HTML 5 and the summary attribute

As I wrote in Help screen reader users by giving data tables a summary, the summary attribute on the table element can be used to provide information that helps non-sighted users understand data tables.

The current draft of HTML 5 requires that validators display a warning if they encounter a summary attribute, since it is now an “obsolete but conforming feature”. As I understand it, the reasoning is that there are better ways of providing the same information, making it available to all users. The draft also contains a number of example techniques that may be used to provide additional information about tables.
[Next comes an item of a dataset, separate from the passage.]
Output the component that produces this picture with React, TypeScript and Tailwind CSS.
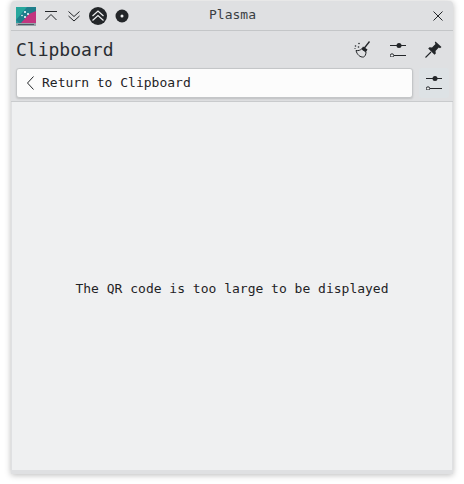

While I agree that information that is in fact useful to everybody should not just be available to people who use non-visual user agents, I do not think the HTML 5 draft is realistic about it. Forcing people to change the text surrounding tables or asking them to write an explanatory caption text that is redundant for sighted people will often be quite impopular.

When dealing with clients and developers in my dayjob, I have a hard enough time making people use header cells and table captions. I am absolutely convinced that starting to ask people to describe table structure in text that is visible to all users will only work in very rare cases. In most cases it will not be acceptable to have “all that text littering the screen”.

It’s good that HTML 5 gives us more ways of providing table information, but I really think that the summary attribute should be allowed (without validator warnings) for the cases where the only other real-world option will be to not provide any information at all to non-sighted users.